Pour sa part, le concept d’alternance est d’abord abordé par Boudjoui et Clénet (chap. 1) ainsi que Fraysse et ses collègues (chap. 3) sous l’angle de l’ingénierie de formation. Tandis que les premiers proposent un modèle qui mise sur la réflexivité, l’autonomie relative des apprenants et la prise en compte de leurs expériences comme des facteurs essentiels au développement professionnel, les seconds présentent un dispositif de formation innovant qui vise à engager les apprenants dans un processus de va-et-vient entre les phases de contextualisation, de décontextualisation et de recontextualisation. Sous un angle d’entrée différent, Marcel (chap. 6) met au jour la nécessité de combiner des modalités de formation «proximale» et «distale» en se basant sur des limites rapportées par des enseignants au sujet de la contribution de leur formation initiale à la maîtrise de leur travail. Dans cette veine, Roquet (chap. 9) traite des conditions de l’institutionnalisation de l’alternance, en référant notamment aux rôles des apprenants au sein du dispositif en tant qu’acteurs et auteurs de leur formation.

Point de vue

Certes, la grande variété des perspectives et des contextes compris dans ce symposium est en soi un avantage dans la mesure où les conditions de professionnalisation sont abordées sous différents angles d’approche, considérant ainsi le futur enseignant dans sa globalité à travers la prise en compte des diverses dimensions (collectives, identitaires, temporelles, etc.) contributives de la construction de ses savoirs professionnels. Néanmoins, cette diversité de points de vue et de contextes comporte aussi des inconvénients puisqu’elle rend le fil conducteur de l’ouvrage difficile à suivre. Premièrement, le fait que des liens entre les différents travaux ne soient que peu explicités et le fait qu’il n’y ait de mises en relation entre les écrits et la thématique du symposium qu’à l’intérieur de l’introduction et de la conclusion de l’ouvrage rendent les transitions entre les différents écrits moins fluides et l’ensemble de l’ouvrage collectif moins cohérent. Aussi, à aucun endroit n’est-il possible de repérer les limites que pose la variété des contextes dans lesquels les études colligées ont été menées. Pourtant, entre les formations à l’exercice du métier d’enseignant, de formateur, de formateur d’adultes (chap. 1), de maraîcher (chap. 2), de formateur en enseignement agricole (chap. 6), d’opérateur d’une centrale nucléaire (chap. 7) ou d’infirmière (chap. 9), il existe des différences considérables qui ne sont pas prises en compte, ce qui rend laborieuse la compréhension de l’ensemble de l’ouvrage.

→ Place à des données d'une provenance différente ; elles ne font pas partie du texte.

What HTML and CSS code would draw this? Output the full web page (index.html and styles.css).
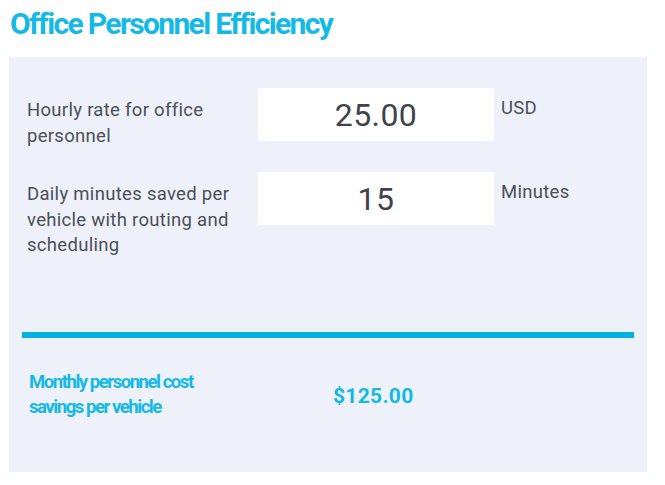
FILE: index.html
```html
<!DOCTYPE html>
<html>
<head>
<meta charset="utf-8">
<link rel="stylesheet" href="styles.css">
</head>
<body>
<h1 class="title">Office Personnel Efficiency</h1>
<section class="panel">
  <div class="fields">
    <div class="field">
      <div class="label">Hourly rate for office personnel</div>
      <div class="input">25.00</div>
      <div class="unit">USD</div>
    </div>
    <div class="field">
      <div class="label">Daily minutes saved per vehicle with routing and scheduling</div>
      <div class="input">15</div>
      <div class="unit">Minutes</div>
    </div>
  </div>
  <div class="divider"></div>
  <div class="result">
    <div class="result-label">Monthly personnel cost savings per vehicle</div>
    <div class="result-value">$125.00</div>
  </div>
</section>
</body>
</html>
```
FILE: styles.css
```css
html, body {
  margin: 0;
  padding: 0;
  background: #ffffff;
}
body {
  font-family: Roboto, "Liberation Sans", sans-serif;
  width: 665px;
  height: 485px;
  overflow: hidden;
}
.title {
  margin: 0;
  padding: 6px 0 0 10px;
  height: 57px;
  box-sizing: border-box;
  font-size: 30px;
  line-height: 36px;
  font-weight: 700;
  letter-spacing: -1.65px;
  color: #14b9e6;
}
.panel {
  margin-left: 9px;
  width: 638px;
  height: 415px;
  box-sizing: border-box;
  background: #eef1f9;
  padding: 31px 13px 0;
}
.fields {
  display: flex;
  flex-direction: column;
  gap: 23px;
  padding: 0 5px;
  height: 244px;
}
.field {
  display: grid;
  grid-template-columns: 224px 236px auto;
  column-gap: 7px;
  align-items: start;
}
.label {
  padding-top: 10px;
  font-size: 18.5px;
  line-height: 25.5px;
  letter-spacing: 0.3px;
  color: #4b5058;
}
.input {
  background: #ffffff;
  height: 53px;
  display: flex;
  align-items: center;
  justify-content: center;
  font-size: 32px;
  letter-spacing: 0.4px;
  color: #3f444c;
}
.unit {
  padding-top: 8px;
  font-size: 18.5px;
  line-height: 25.5px;
  letter-spacing: 0.3px;
  color: #4b5058;
}
.divider {
  height: 6px;
  background: #00b2e0;
}
.result {
  display: grid;
  grid-template-columns: 304px auto;
  align-items: center;
  padding: 32px 0 0 7px;
}
.result-label {
  width: 200px;
  font-size: 18.5px;
  line-height: 25px;
  font-weight: 700;
  letter-spacing: -1.45px;
  color: #14b9e6;
}
.result-value {
  font-size: 21px;
  font-weight: 700;
  letter-spacing: 0.3px;
  color: #14b9e6;
  padding-top: 2px;
}
```
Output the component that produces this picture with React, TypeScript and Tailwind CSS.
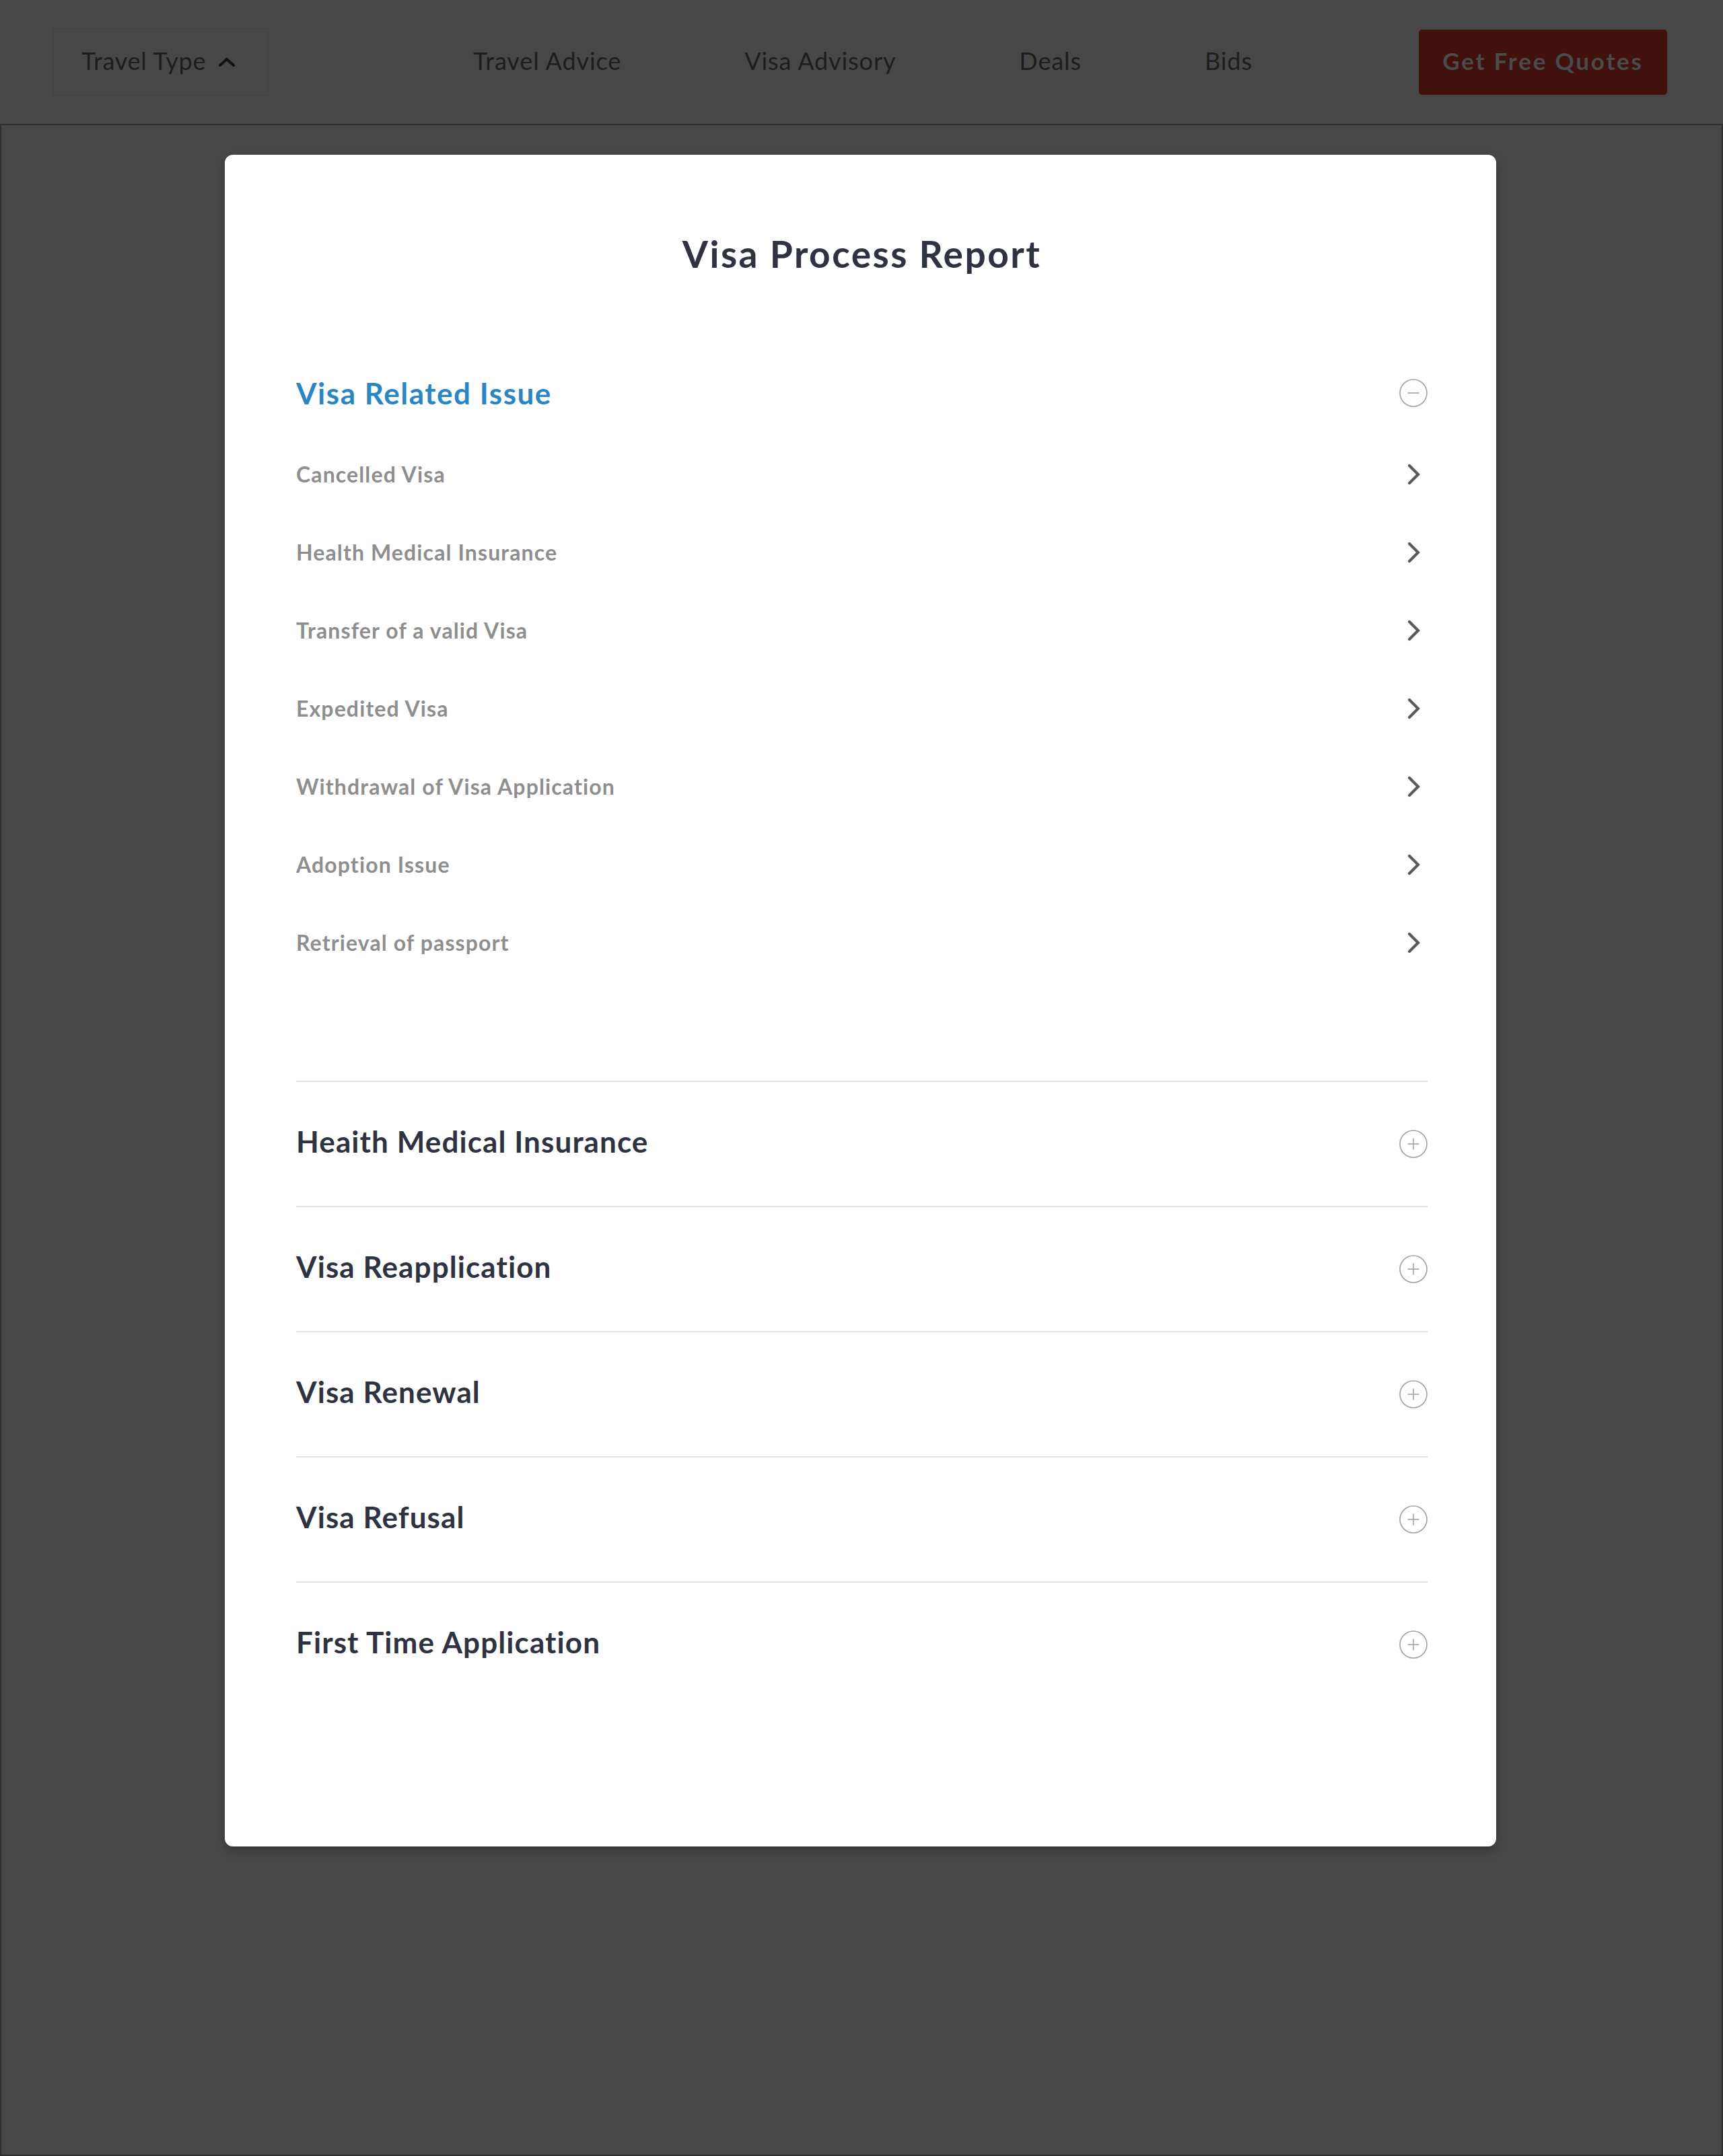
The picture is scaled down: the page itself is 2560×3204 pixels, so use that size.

De surcroît, si l’introduction annonce une perspective d’éducation comparée dans une confrontation de recherches nord-américaines et européennes, deux études seulement ont été menées au Québec, la majorité des études présentées ayant été pilotées en France. Aussi, rares sont les auteurs qui confrontent les recherches provenant de l’Europe avec celles d’Amérique du Nord. À notre connaissance, seul Buysse (chap. 10) recense des théories issues de ces deux continents pour appuyer ses propos.

Enfin, sur une note plus positive, l’originalité de l’ouvrage réside certainement dans le rapprochement entre l’épistémologie de formation des adultes et l’épistémologie de formation des enseignants effectué notamment à travers des emprunts de cadres théoriques (ex. la didactique professionnelle, l’ergonomie du travail, etc.) provenant du champ de la formation des adultes, pour analyser le processus d’apprentissage professionnel en contexte de formation initiale. Les réflexions critiques à caractère novateur qui en découlent permettent une mise en perspective des ressources formatives impliquées dans la formation à l’enseignement incitant de ce fait les lecteurs à les penser et à les envisager autrement.